* [Task goal]: Give every line again exactly as it appears, please, but not the pictures.

* [Supplied material]:
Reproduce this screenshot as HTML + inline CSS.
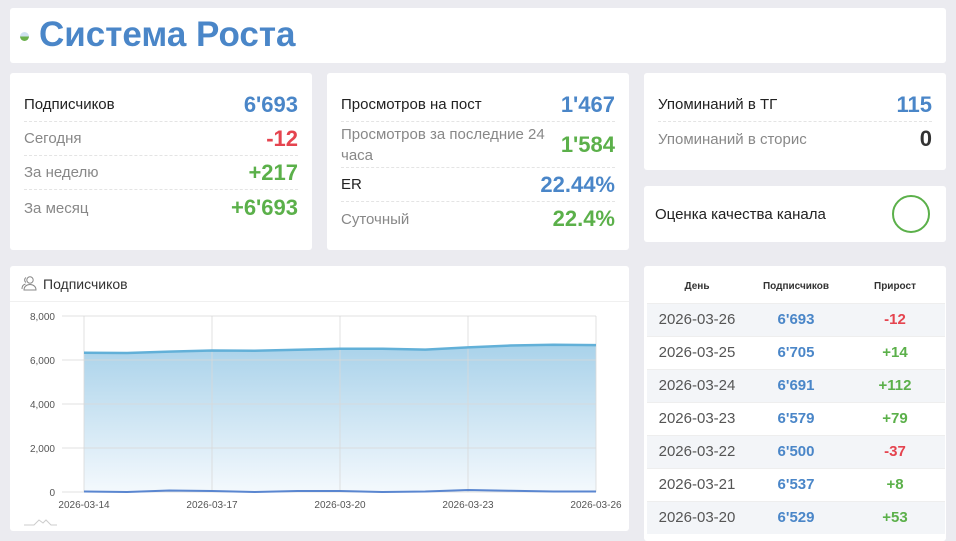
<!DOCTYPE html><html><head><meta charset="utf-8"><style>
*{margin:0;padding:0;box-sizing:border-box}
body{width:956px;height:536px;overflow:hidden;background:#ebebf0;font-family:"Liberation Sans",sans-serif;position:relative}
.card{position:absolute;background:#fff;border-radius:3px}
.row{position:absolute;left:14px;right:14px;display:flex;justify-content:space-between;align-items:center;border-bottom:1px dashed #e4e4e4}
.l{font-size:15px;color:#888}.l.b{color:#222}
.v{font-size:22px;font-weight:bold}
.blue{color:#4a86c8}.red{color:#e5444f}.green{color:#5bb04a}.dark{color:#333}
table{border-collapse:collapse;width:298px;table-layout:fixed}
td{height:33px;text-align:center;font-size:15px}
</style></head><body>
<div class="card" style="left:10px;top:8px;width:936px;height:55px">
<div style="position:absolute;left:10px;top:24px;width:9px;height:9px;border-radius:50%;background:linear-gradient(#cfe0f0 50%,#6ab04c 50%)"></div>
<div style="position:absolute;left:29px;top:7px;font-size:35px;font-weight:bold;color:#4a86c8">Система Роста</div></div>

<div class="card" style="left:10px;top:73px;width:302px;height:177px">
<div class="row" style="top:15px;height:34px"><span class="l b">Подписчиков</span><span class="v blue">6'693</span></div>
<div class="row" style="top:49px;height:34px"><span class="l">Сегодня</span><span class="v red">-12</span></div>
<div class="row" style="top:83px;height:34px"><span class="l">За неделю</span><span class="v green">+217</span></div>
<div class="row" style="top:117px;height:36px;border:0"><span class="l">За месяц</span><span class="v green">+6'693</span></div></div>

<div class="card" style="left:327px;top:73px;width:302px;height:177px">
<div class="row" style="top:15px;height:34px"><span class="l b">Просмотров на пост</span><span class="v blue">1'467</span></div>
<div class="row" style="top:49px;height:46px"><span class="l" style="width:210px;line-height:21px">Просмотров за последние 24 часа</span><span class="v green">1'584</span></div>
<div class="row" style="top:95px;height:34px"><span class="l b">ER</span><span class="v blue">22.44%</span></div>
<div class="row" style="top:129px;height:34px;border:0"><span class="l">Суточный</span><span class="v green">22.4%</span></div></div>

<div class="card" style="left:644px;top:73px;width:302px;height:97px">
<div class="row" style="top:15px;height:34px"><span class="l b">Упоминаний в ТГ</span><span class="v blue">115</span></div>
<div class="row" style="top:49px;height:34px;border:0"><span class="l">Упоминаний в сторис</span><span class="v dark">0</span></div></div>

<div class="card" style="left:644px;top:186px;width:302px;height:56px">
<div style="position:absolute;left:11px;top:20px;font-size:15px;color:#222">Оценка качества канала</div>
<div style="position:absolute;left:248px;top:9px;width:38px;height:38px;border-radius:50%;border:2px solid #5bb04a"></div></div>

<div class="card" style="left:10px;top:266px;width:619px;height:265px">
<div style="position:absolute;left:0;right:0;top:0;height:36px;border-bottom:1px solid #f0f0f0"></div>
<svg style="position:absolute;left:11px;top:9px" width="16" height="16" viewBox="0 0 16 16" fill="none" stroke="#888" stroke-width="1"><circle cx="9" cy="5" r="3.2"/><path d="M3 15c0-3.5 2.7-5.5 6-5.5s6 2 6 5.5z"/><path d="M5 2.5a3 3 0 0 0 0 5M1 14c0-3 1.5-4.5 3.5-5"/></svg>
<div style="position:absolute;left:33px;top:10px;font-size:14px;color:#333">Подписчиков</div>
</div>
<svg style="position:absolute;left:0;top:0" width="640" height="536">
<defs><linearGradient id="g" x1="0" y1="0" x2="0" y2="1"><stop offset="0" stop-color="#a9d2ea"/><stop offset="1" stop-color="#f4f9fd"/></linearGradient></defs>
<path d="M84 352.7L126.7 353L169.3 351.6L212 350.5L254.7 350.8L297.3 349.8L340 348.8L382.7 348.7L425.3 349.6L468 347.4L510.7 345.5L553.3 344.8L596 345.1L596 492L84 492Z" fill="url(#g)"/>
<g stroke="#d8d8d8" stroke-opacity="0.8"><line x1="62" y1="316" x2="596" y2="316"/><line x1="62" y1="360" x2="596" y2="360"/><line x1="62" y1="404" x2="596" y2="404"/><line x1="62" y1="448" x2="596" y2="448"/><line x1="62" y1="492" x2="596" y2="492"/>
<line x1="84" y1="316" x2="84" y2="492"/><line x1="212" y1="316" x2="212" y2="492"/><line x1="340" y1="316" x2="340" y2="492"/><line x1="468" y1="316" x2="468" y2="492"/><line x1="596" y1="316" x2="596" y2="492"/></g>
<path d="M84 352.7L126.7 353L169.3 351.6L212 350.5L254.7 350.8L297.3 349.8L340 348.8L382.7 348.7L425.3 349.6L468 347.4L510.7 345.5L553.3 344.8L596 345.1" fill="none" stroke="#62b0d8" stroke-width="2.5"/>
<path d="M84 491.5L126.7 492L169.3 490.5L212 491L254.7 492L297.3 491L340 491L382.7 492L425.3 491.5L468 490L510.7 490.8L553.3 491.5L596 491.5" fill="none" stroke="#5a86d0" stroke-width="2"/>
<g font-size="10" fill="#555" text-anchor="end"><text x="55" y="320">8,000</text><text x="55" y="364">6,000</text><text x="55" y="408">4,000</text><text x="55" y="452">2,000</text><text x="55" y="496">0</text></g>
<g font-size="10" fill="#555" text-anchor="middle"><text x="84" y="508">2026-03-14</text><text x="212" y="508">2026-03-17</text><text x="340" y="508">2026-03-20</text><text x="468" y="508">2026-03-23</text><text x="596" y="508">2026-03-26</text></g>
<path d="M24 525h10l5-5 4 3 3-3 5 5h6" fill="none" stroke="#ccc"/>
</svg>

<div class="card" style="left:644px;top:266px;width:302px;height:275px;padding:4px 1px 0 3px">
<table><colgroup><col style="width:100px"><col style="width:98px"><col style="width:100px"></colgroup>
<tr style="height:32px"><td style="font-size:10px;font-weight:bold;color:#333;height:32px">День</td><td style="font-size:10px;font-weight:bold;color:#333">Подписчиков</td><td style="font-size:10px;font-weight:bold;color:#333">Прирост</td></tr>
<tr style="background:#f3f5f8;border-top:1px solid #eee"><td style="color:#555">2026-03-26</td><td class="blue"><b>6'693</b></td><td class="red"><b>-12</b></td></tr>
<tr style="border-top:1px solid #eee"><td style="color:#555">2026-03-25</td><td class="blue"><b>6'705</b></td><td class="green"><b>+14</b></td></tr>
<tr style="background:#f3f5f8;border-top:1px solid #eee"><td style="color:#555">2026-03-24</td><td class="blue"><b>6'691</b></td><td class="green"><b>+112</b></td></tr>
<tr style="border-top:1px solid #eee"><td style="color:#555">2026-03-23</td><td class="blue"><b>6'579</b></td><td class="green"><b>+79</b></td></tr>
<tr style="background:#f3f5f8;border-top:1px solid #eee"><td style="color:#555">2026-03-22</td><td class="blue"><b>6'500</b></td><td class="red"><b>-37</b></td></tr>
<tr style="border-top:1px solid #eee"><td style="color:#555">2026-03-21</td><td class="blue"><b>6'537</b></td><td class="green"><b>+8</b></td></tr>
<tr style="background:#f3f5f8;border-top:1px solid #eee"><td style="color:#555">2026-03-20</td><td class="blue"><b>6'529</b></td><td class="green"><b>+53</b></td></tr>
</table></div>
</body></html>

* [Solved problem]:
Reproduce this screenshot as HTML + inline CSS.
<!DOCTYPE html><html><head><meta charset="utf-8"><style>
*{margin:0;padding:0;box-sizing:border-box}
body{width:956px;height:536px;overflow:hidden;background:#ebebf0;font-family:"Liberation Sans",sans-serif;position:relative}
.card{position:absolute;background:#fff;border-radius:3px}
.row{position:absolute;left:14px;right:14px;display:flex;justify-content:space-between;align-items:center;border-bottom:1px dashed #e4e4e4}
.l{font-size:15px;color:#888}.l.b{color:#222}
.v{font-size:22px;font-weight:bold}
.blue{color:#4a86c8}.red{color:#e5444f}.green{color:#5bb04a}.dark{color:#333}
table{border-collapse:collapse;width:298px;table-layout:fixed}
td{height:33px;text-align:center;font-size:15px}
</style></head><body>
<div class="card" style="left:10px;top:8px;width:936px;height:55px">
<div style="position:absolute;left:10px;top:24px;width:9px;height:9px;border-radius:50%;background:linear-gradient(#cfe0f0 50%,#6ab04c 50%)"></div>
<div style="position:absolute;left:29px;top:7px;font-size:35px;font-weight:bold;color:#4a86c8">Система Роста</div></div>

<div class="card" style="left:10px;top:73px;width:302px;height:177px">
<div class="row" style="top:15px;height:34px"><span class="l b">Подписчиков</span><span class="v blue">6'693</span></div>
<div class="row" style="top:49px;height:34px"><span class="l">Сегодня</span><span class="v red">-12</span></div>
<div class="row" style="top:83px;height:34px"><span class="l">За неделю</span><span class="v green">+217</span></div>
<div class="row" style="top:117px;height:36px;border:0"><span class="l">За месяц</span><span class="v green">+6'693</span></div></div>

<div class="card" style="left:327px;top:73px;width:302px;height:177px">
<div class="row" style="top:15px;height:34px"><span class="l b">Просмотров на пост</span><span class="v blue">1'467</span></div>
<div class="row" style="top:49px;height:46px"><span class="l" style="width:210px;line-height:21px">Просмотров за последние 24 часа</span><span class="v green">1'584</span></div>
<div class="row" style="top:95px;height:34px"><span class="l b">ER</span><span class="v blue">22.44%</span></div>
<div class="row" style="top:129px;height:34px;border:0"><span class="l">Суточный</span><span class="v green">22.4%</span></div></div>

<div class="card" style="left:644px;top:73px;width:302px;height:97px">
<div class="row" style="top:15px;height:34px"><span class="l b">Упоминаний в ТГ</span><span class="v blue">115</span></div>
<div class="row" style="top:49px;height:34px;border:0"><span class="l">Упоминаний в сторис</span><span class="v dark">0</span></div></div>

<div class="card" style="left:644px;top:186px;width:302px;height:56px">
<div style="position:absolute;left:11px;top:20px;font-size:15px;color:#222">Оценка качества канала</div>
<div style="position:absolute;left:248px;top:9px;width:38px;height:38px;border-radius:50%;border:2px solid #5bb04a"></div></div>

<div class="card" style="left:10px;top:266px;width:619px;height:265px">
<div style="position:absolute;left:0;right:0;top:0;height:36px;border-bottom:1px solid #f0f0f0"></div>
<svg style="position:absolute;left:11px;top:9px" width="16" height="16" viewBox="0 0 16 16" fill="none" stroke="#888" stroke-width="1"><circle cx="9" cy="5" r="3.2"/><path d="M3 15c0-3.5 2.7-5.5 6-5.5s6 2 6 5.5z"/><path d="M5 2.5a3 3 0 0 0 0 5M1 14c0-3 1.5-4.5 3.5-5"/></svg>
<div style="position:absolute;left:33px;top:10px;font-size:14px;color:#333">Подписчиков</div>
</div>
<svg style="position:absolute;left:0;top:0" width="640" height="536">
<defs><linearGradient id="g" x1="0" y1="0" x2="0" y2="1"><stop offset="0" stop-color="#a9d2ea"/><stop offset="1" stop-color="#f4f9fd"/></linearGradient></defs>
<path d="M84 352.7L126.7 353L169.3 351.6L212 350.5L254.7 350.8L297.3 349.8L340 348.8L382.7 348.7L425.3 349.6L468 347.4L510.7 345.5L553.3 344.8L596 345.1L596 492L84 492Z" fill="url(#g)"/>
<g stroke="#d8d8d8" stroke-opacity="0.8"><line x1="62" y1="316" x2="596" y2="316"/><line x1="62" y1="360" x2="596" y2="360"/><line x1="62" y1="404" x2="596" y2="404"/><line x1="62" y1="448" x2="596" y2="448"/><line x1="62" y1="492" x2="596" y2="492"/>
<line x1="84" y1="316" x2="84" y2="492"/><line x1="212" y1="316" x2="212" y2="492"/><line x1="340" y1="316" x2="340" y2="492"/><line x1="468" y1="316" x2="468" y2="492"/><line x1="596" y1="316" x2="596" y2="492"/></g>
<path d="M84 352.7L126.7 353L169.3 351.6L212 350.5L254.7 350.8L297.3 349.8L340 348.8L382.7 348.7L425.3 349.6L468 347.4L510.7 345.5L553.3 344.8L596 345.1" fill="none" stroke="#62b0d8" stroke-width="2.5"/>
<path d="M84 491.5L126.7 492L169.3 490.5L212 491L254.7 492L297.3 491L340 491L382.7 492L425.3 491.5L468 490L510.7 490.8L553.3 491.5L596 491.5" fill="none" stroke="#5a86d0" stroke-width="2"/>
<g font-size="10" fill="#555" text-anchor="end"><text x="55" y="320">8,000</text><text x="55" y="364">6,000</text><text x="55" y="408">4,000</text><text x="55" y="452">2,000</text><text x="55" y="496">0</text></g>
<g font-size="10" fill="#555" text-anchor="middle"><text x="84" y="508">2026-03-14</text><text x="212" y="508">2026-03-17</text><text x="340" y="508">2026-03-20</text><text x="468" y="508">2026-03-23</text><text x="596" y="508">2026-03-26</text></g>
<path d="M24 525h10l5-5 4 3 3-3 5 5h6" fill="none" stroke="#ccc"/>
</svg>

<div class="card" style="left:644px;top:266px;width:302px;height:275px;padding:4px 1px 0 3px">
<table><colgroup><col style="width:100px"><col style="width:98px"><col style="width:100px"></colgroup>
<tr style="height:32px"><td style="font-size:10px;font-weight:bold;color:#333;height:32px">День</td><td style="font-size:10px;font-weight:bold;color:#333">Подписчиков</td><td style="font-size:10px;font-weight:bold;color:#333">Прирост</td></tr>
<tr style="background:#f3f5f8;border-top:1px solid #eee"><td style="color:#555">2026-03-26</td><td class="blue"><b>6'693</b></td><td class="red"><b>-12</b></td></tr>
<tr style="border-top:1px solid #eee"><td style="color:#555">2026-03-25</td><td class="blue"><b>6'705</b></td><td class="green"><b>+14</b></td></tr>
<tr style="background:#f3f5f8;border-top:1px solid #eee"><td style="color:#555">2026-03-24</td><td class="blue"><b>6'691</b></td><td class="green"><b>+112</b></td></tr>
<tr style="border-top:1px solid #eee"><td style="color:#555">2026-03-23</td><td class="blue"><b>6'579</b></td><td class="green"><b>+79</b></td></tr>
<tr style="background:#f3f5f8;border-top:1px solid #eee"><td style="color:#555">2026-03-22</td><td class="blue"><b>6'500</b></td><td class="red"><b>-37</b></td></tr>
<tr style="border-top:1px solid #eee"><td style="color:#555">2026-03-21</td><td class="blue"><b>6'537</b></td><td class="green"><b>+8</b></td></tr>
<tr style="background:#f3f5f8;border-top:1px solid #eee"><td style="color:#555">2026-03-20</td><td class="blue"><b>6'529</b></td><td class="green"><b>+53</b></td></tr>
</table></div>
</body></html>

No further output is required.